# [SUPPLIED DATA]
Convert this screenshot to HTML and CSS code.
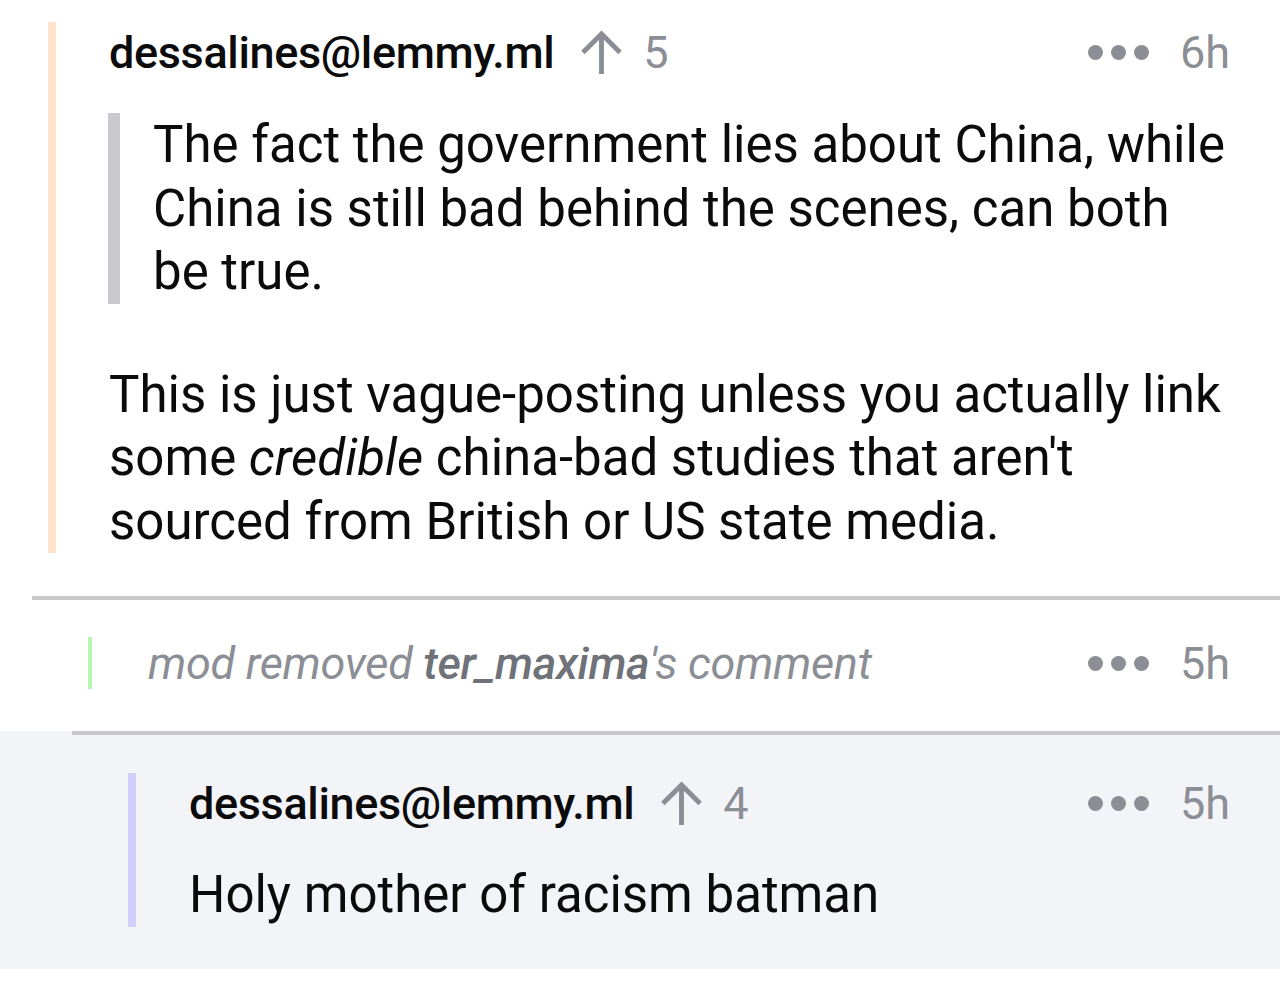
FILE: index.html
```
<!DOCTYPE html>
<html>
  <head>
    <meta charset="utf-8" />
    <title>Comments</title>
    <link rel="stylesheet" href="styles.css">
  </head>
  <body>
    <div class="comment top">
      <div class="meta">
        <div class="who">
          <span class="user">dessalines@lemmy.ml</span>
          <svg class="arrow" viewBox="0 0 44 46"><path d="M22 45V4M3 23L22 4l19 19" /></svg>
          <span class="score">5</span>
        </div>
        <div class="when">
          <span class="dots"><i></i><i></i><i></i></span>
          <span>6h</span>
        </div>
      </div>
      <blockquote>
        The fact the government lies about China, while<br>
        China is still bad behind the scenes, can both<br>
        be true.
      </blockquote>
      <p class="body">
        This is just vague-posting unless you actually link<br>
        some <em>credible</em> china-bad studies that aren't<br>
        sourced from British or US state media.
      </p>
    </div>

    <hr class="divider first">

    <div class="modlog">
      <div class="modtext">mod removed <strong>ter_maxima</strong>'s comment</div>
      <div class="when">
        <span class="dots"><i></i><i></i><i></i></span>
        <span>5h</span>
      </div>
    </div>

    <div class="reply-wrap">
      <hr class="divider second">
      <div class="comment reply">
        <div class="meta">
          <div class="who">
            <span class="user">dessalines@lemmy.ml</span>
            <svg class="arrow" viewBox="0 0 44 46"><path d="M22 45V4M3 23L22 4l19 19" /></svg>
            <span class="score">4</span>
          </div>
          <div class="when">
            <span class="dots"><i></i><i></i><i></i></span>
            <span>5h</span>
          </div>
        </div>
        <p class="body">Holy mother of racism batman</p>
      </div>
    </div>
  </body>
</html>
```

FILE: styles.css
```
html, body {
  margin:0;
  padding:0;
  background-color:#fff;
  font-family:Roboto, "Liberation Sans", sans-serif;
  color:#0b0b0b;
}

.comment {
  border-left:8px solid #fde2cc;
}

.comment.top {
  margin:22px 0 0 48px;
  padding:0 50px 0 53px;
}

.meta {
  display:flex;
  justify-content:space-between;
  align-items:center;
  height:60px;
}

.who {
  display:flex;
  align-items:center;
}

.user {
  font-size:45px;
  font-weight:500;
  letter-spacing:-0.35px;
}

.arrow {
  width:43px;
  height:45px;
  margin:0 20px 0 26px;
  fill:none;
  stroke:#8b8e95;
  stroke-width:5;
}

.score, .when {
  font-size:45px;
  color:#8b8e95;
}

.when {
  display:flex;
  align-items:center;
}

.dots {
  display:flex;
  gap:8px;
  margin-right:31px;
}

.dots i {
  display:block;
  width:15px;
  height:15px;
  border-radius:50%;
  background-color:#8b8e95;
}

blockquote {
  margin:31px 0 0 -1px;
  padding:0 0 0 33px;
  border-left:12px solid #c9c9ce;
  font-size:51px;
  line-height:63.5px;
}

.body {
  margin:0;
  font-size:51px;
  line-height:63.5px;
}

.comment.top .body {
  margin-top:59px;
}

em {
  font-style:italic;
}

.divider {
  border:0;
  margin:0;
  height:4px;
  background-color:#c9c9cc;
}

.divider.first {
  margin:43px 0 0 32px;
}

.modlog {
  display:flex;
  justify-content:space-between;
  align-items:center;
  margin:37px 50px 0 88px;
  height:52px;
  border-left:4px solid #b3f7b3;
  padding-left:56px;
}

.modtext {
  font-size:45px;
  font-style:italic;
  color:#8b8e95;
  letter-spacing:-0.3px;
}

.modtext strong {
  font-weight:500;
  color:#6f7278;
}

.reply-wrap {
  margin-top:42px;
  background-color:#f3f4f8;
  padding-bottom:42px;
}

.divider.second {
  margin-left:72px;
}

.comment.reply {
  margin:38px 0 0 128px;
  padding:0 50px 0 53px;
  border-left-color:#cfcffa;
}

.comment.reply .body {
  margin-top:30px;
}
```
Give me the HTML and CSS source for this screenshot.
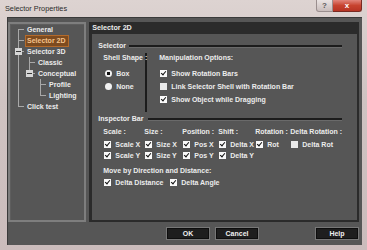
FILE: index.html
```html
<!DOCTYPE html>
<html lang="en">
<head>
    <meta charset="UTF-8">
    <meta name="viewport" content="width=device-width, initial-scale=1.0">
    <title>Selector Properties</title>
    <link rel="stylesheet" href="styles.css">
</head>
<body>
    <div class="window">
        <div class="titlebar">
            <span class="title">Selector Properties</span>
            <div class="caption-btns">
                <span class="cap cap-help">?</span>
                <span class="cap cap-close">x</span>
            </div>
        </div>

        <div class="client">
            <div class="main">
                <ul class="tree">
                    <li class="node"><span class="g first"></span><span class="label">General</span></li>
                    <li class="node"><span class="g tee"></span><span class="label selected">Selector 2D</span></li>
                    <li class="node"><span class="g tee"><span class="minus"></span></span><span class="label">Selector 3D</span></li>
                    <li class="node"><span class="g line"></span><span class="g tee"></span><span class="label">Classic</span></li>
                    <li class="node"><span class="g line"></span><span class="g elbow"><span class="minus"></span></span><span class="label">Conceptual</span></li>
                    <li class="node"><span class="g line"></span><span class="g"></span><span class="g tee"></span><span class="label">Profile</span></li>
                    <li class="node"><span class="g line"></span><span class="g"></span><span class="g elbow"></span><span class="label">Lighting</span></li>
                    <li class="node"><span class="g elbow"></span><span class="label">Click test</span></li>
                </ul>

                <div class="panel">
                    <div class="panel-head">Selector 2D</div>
                    <div class="panel-body">
                        <div class="legend">Selector</div>
                        <div class="selector-group">
                            <div class="shell">
                                <div class="caption">Shell Shape :</div>
                                <div class="opt"><span class="radio on"></span>Box</div>
                                <div class="opt"><span class="radio"></span>None</div>
                            </div>
                            <div class="manip">
                                <div class="caption">Manipulation Options:</div>
                                <div class="opt"><span class="check on"></span>Show Rotation Bars</div>
                                <div class="opt"><span class="check"></span>Link Selector Shell with Rotation Bar</div>
                                <div class="opt"><span class="check on"></span>Show Object while Dragging</div>
                            </div>
                        </div>

                        <div class="legend legend-inspector">Inspector Bar</div>
                        <div class="inspector">
                            <div class="caption">Scale :</div>
                            <div class="caption">Size :</div>
                            <div class="caption">Position :</div>
                            <div class="caption">Shift :</div>
                            <div class="caption">Rotation :</div>
                            <div class="caption">Delta Rotation :</div>

                            <div class="opt"><span class="check on"></span>Scale X</div>
                            <div class="opt"><span class="check on"></span>Size X</div>
                            <div class="opt"><span class="check on"></span>Pos X</div>
                            <div class="opt"><span class="check on"></span>Delta X</div>
                            <div class="opt"><span class="check on"></span>Rot</div>
                            <div class="opt"><span class="check"></span>Delta Rot</div>

                            <div class="opt"><span class="check on"></span>Scale Y</div>
                            <div class="opt"><span class="check on"></span>Size Y</div>
                            <div class="opt"><span class="check on"></span>Pos Y</div>
                            <div class="opt"><span class="check on"></span>Delta Y</div>
                        </div>

                        <div class="caption move-caption">Move by Direction and Distance:</div>
                        <div class="move-row">
                            <div class="opt"><span class="check on"></span>Delta Distance</div>
                            <div class="opt"><span class="check on"></span>Delta Angle</div>
                        </div>
                    </div>
                </div>
            </div>

            <div class="buttons">
                <button class="btn btn-ok">OK</button>
                <button class="btn">Cancel</button>
                <button class="btn btn-help">Help</button>
            </div>
        </div>
    </div>
</body>
</html>
```

FILE: styles.css
```css
body {
    margin: 0;
    padding: 0;
    font-family: "Liberation Sans", Arial, sans-serif;
    background: #c9a9c2;
}
.window {
    width: 367px;
    height: 250px;
    box-sizing: border-box;
    padding: 0 5px 0 0;
    background: linear-gradient(#ddd3d1, #cfc3c2 40%, #cbbcbc);
}
.titlebar {
    height: 17px;
    display: flex;
    justify-content: space-between;
    align-items: flex-start;
    padding-left: 5px;
}
.title {
    line-height: 17px;
    font-size: 7.3px;
    color: #2a2a2a;
}
.caption-btns {
    display: flex;
}
.cap {
    height: 12px;
    line-height: 11px;
    text-align: center;
    font-size: 8px;
    font-weight: bold;
    box-sizing: border-box;
}
.cap-help {
    width: 17px;
    color: #5a5a5a;
    background: linear-gradient(#eae3e2, #c9bdbc);
    border: 1px solid #9a8e8e;
    border-top: none;
    border-radius: 0 0 0 3px;
}
.cap-close {
    width: 29px;
    color: #fff;
    background: linear-gradient(#e2857b, #c7432f 50%, #b73424);
    border: 1px solid #7a2a22;
    border-top: none;
    border-left: none;
    border-radius: 0 0 3px 0;
}

/* client area */
.client {
    height: 228px;
    margin-left: 7px;
    box-sizing: border-box;
    background: #565656;
    border-top: 1px solid #3a3a3a;
    border-left: 1px solid #3a3a3a;
    padding: 4px 3px 0 0;
    font-size: 7px;
    font-weight: bold;
    color: #ececec;
}
.main {
    display: flex;
    gap: 3px;
    height: 200px;
}

/* tree */
.tree {
    list-style: none;
    margin: 0;
    padding: 0 0 0 3px;
    width: 84px;
    box-sizing: border-box;
    border: 2px solid #7e7e7e;
    box-shadow: inset 1px 1px 0 #5e5e5e;
}
.node {
    display: flex;
    align-items: center;
    height: 11px;
}
.g {
    width: 11px;
    height: 11px;
    flex: none;
    display: flex;
    align-items: center;
    justify-content: center;
    background-repeat: no-repeat;
}
.g.line {
    background-image: linear-gradient(#a8a8a8, #a8a8a8);
    background-position: 5px 0;
    background-size: 1px 100%;
}
.g.tee {
    background-image: linear-gradient(#a8a8a8, #a8a8a8), linear-gradient(#a8a8a8, #a8a8a8);
    background-position: 5px 0, 5px 5px;
    background-size: 1px 100%, 6px 1px;
}
.g.elbow {
    background-image: linear-gradient(#a8a8a8, #a8a8a8), linear-gradient(#a8a8a8, #a8a8a8);
    background-position: 5px 0, 5px 5px;
    background-size: 1px 6px, 6px 1px;
}
.g.first {
    background-image: linear-gradient(#a8a8a8, #a8a8a8), linear-gradient(#a8a8a8, #a8a8a8);
    background-position: 5px 5px, 5px 5px;
    background-size: 1px 6px, 6px 1px;
}
.minus {
    width: 7px;
    height: 7px;
    margin-right: 1px;
    background: linear-gradient(#3a3a3a, #3a3a3a) center / 5px 1px no-repeat, #d6d6d6;
}
.label {
    margin-left: 1px;
    padding: 0 2px 0 1px;
    line-height: 10px;
    border: 1px solid transparent;
    white-space: nowrap;
}
.label.selected {
    background: #7d4b1f;
    border-color: #b46a2a;
    color: #f5c38c;
}

/* right panel */
.panel {
    flex: 1;
    display: flex;
    flex-direction: column;
    border: 2px solid #2b2b2b;
    border-top: none;
    border-left-width: 3px;
}
.panel-head {
    height: 12px;
    line-height: 11px;
    background: #2b2b2b;
    font-size: 7.2px;
}
.panel-body {
    padding: 7px 15px 0 6px;
}
.legend {
    display: flex;
    align-items: center;
    gap: 3px;
    height: 9px;
    line-height: 9px;
}
.legend::after {
    content: "";
    flex: 1;
    height: 2px;
    background: #1c1c1c;
    box-shadow: 0 1px 0 #6a6a6a;
}
.legend-inspector {
    margin-top: 2px;
}
.legend-inspector::after {
    margin-left: 2px;
}
.caption {
    height: 10px;
    line-height: 10px;
    white-space: nowrap;
}
.opt {
    display: flex;
    align-items: center;
    gap: 4px;
    height: 11px;
    white-space: nowrap;
}
.selector-group {
    display: flex;
    height: 59px;
    margin-top: 3px;
    padding-left: 5px;
}
.shell {
    width: 42px;
    border-right: 2px solid #1c1c1c;
}
.manip {
    padding-left: 12px;
}
.shell .opt,
.manip .opt {
    height: 13px;
}
.shell .caption,
.manip .caption {
    margin-bottom: 4px;
}
.shell .opt {
    padding-left: 2px;
}
.radio {
    width: 7px;
    height: 7px;
    border-radius: 50%;
    background: #f2f2f2;
    box-sizing: border-box;
    flex: none;
}
.radio.on {
    background: radial-gradient(circle, #111 0 1.6px, #f2f2f2 2px);
}
.check {
    position: relative;
    width: 7px;
    height: 7px;
    background: #e9e9e9;
    flex: none;
    margin-left: 1px;
}
.check.on {
    background: #fafafa;
}
.check.on::after {
    content: "";
    position: absolute;
    left: 2px;
    top: 0;
    width: 2px;
    height: 4px;
    border: solid #111;
    border-width: 0 1.5px 1.5px 0;
    transform: rotate(40deg);
}

.inspector {
    display: grid;
    grid-template-columns: 41px 38px 36px 37px 35px auto;
    grid-template-rows: 10px 13px 11px;
    align-items: end;
    margin-top: 4px;
    padding-left: 5px;
}
.move-caption {
    margin-top: 5px;
    padding-left: 5px;
}
.move-row {
    display: grid;
    grid-template-columns: 66px auto;
    margin-top: 1px;
    padding-left: 5px;
}

/* bottom buttons */
.buttons {
    display: flex;
    gap: 5px;
    margin-top: 5px;
    padding-left: 158px;
}
.btn {
    width: 44px;
    height: 13px;
    padding: 0;
    font-family: inherit;
    font-size: 7px;
    font-weight: bold;
    color: #f0f0f0;
    background: #1e1e1e;
    border: 1px solid #777;
    box-shadow: inset 0 0 0 1px #0e0e0e;
}
.btn-help {
    margin-left: auto;
}
```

# [THE REQUEST]
In the records above, tally the lines where the word "screenshot" appears, and give the number and nothing else.

# [WRITTEN REPLY]
2